Jesus knew what he was talking about. Every time he spoke. He literally was a know-it-all.
Can you imagine how much fun that would be? I mean, sometimes I act like I know more than I do, but really KNOWING? Wow! As the wife of a former pitcher/coach, I probably have seen a few thousand baseball games in my life. Our house has been filled with players and staff who sit for hours and talk about the mechanics of pitchers. I should know the difference between the movement of a sinker and a change-up.
Dave and I watched this year’s World Series, and periodically I commented on a pitch. “Was that slider really outside?” Dave’s corrections were annoying. It was a “curve ball.”
He was wrong.
I watch “The Voice” on television and remark that the singer sounds just like Celine Dion. No judge turns his/her chair. Their observations stun me. The vocalist was “a little pitchy” or “had an irregular vibrato” or seemed “a little breathy.” WHAT?

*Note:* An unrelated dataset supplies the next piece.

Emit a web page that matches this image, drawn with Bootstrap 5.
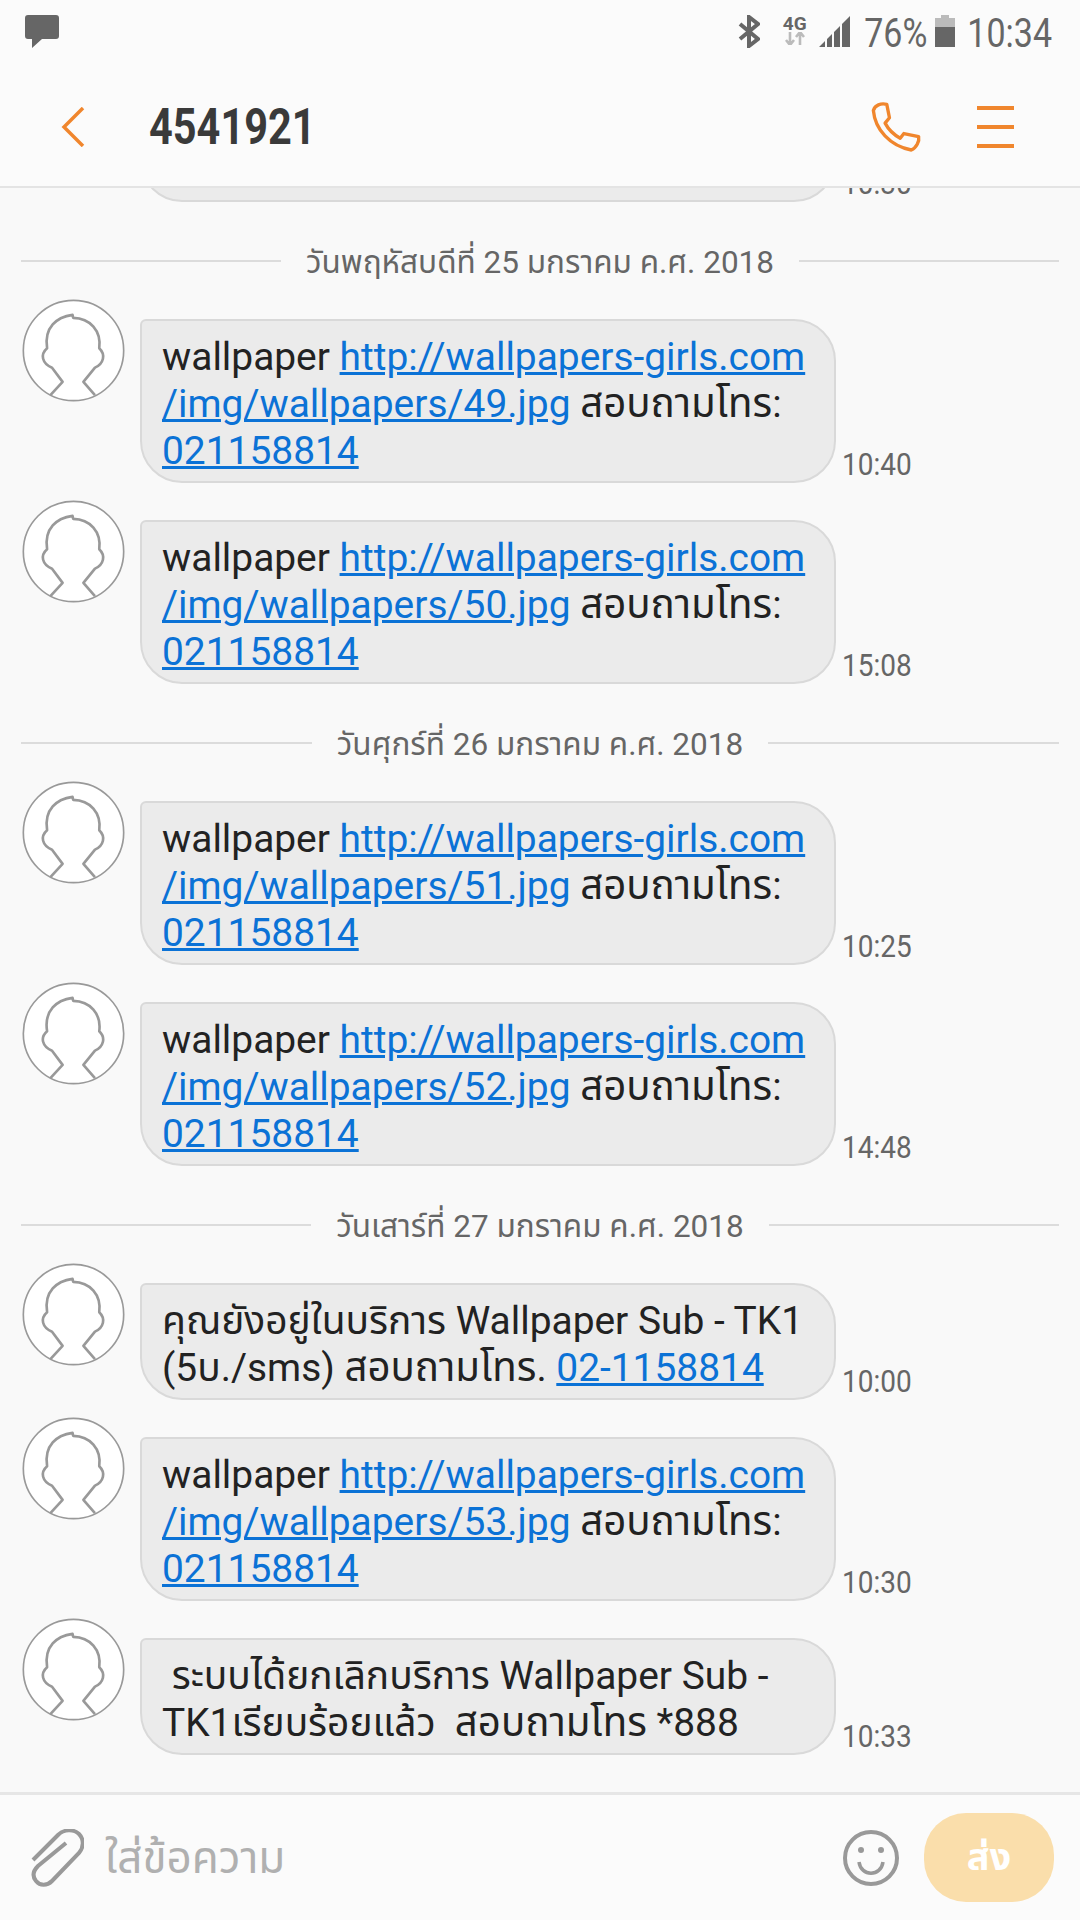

Last week, I attended church in Charlotte, North Carolina. Pastor Loran Livingston was livid about what he had read the previous week on social media. He called Christians into account after they had written defamatory statements about the presidential election on social media, reminding his congregation that none of us have all the facts, and that we act unloving when we pretend we do. Sometimes (most times) the best thing we can do is keep our thoughts to ourselves. Know-it-alls find that an almost impossible task.
The amazing thing about Jesus is he didn’t have to prove he knew anything…like we think we do. Sometimes, what he knew he refused to disclose. Before being crucified, he remained silent—instead of defending himself–when being interrogated by Herod, the Sanhedrin and Pontius Pilate. I’m fairly certain I would have had some pithy thoughts I could not keep to myself.
My granddaughter’s husband, Tyler, is in seminary in North Carolina. Recently, I was there to visit them (and meet my new great grandson—so cool!) and asked Tyler about his experience. He answered that he thought that seminary would provide more answers, especially after learning Greek so he could better understand and explain the true intent of scripture. He said that he has more questions now than when he entered seminary.
I shared with him how my former pastor explained the seminary experience:
The first year in seminary you don’t know what you don’t know.
The second year in seminary you know what you don’t know.
The third year in seminary you don’t know what you know.
The fourth year in seminary you know what you know and how much you still need to learn.
Know-it-alls expose their insecurities when their opinions are the only ones that matter, and I don’t know about you, but until we reach Heaven, none of us have those bragging rights. More times than not, we just need to keep our thoughts to ourselves.
That being said, I still think it was a slider.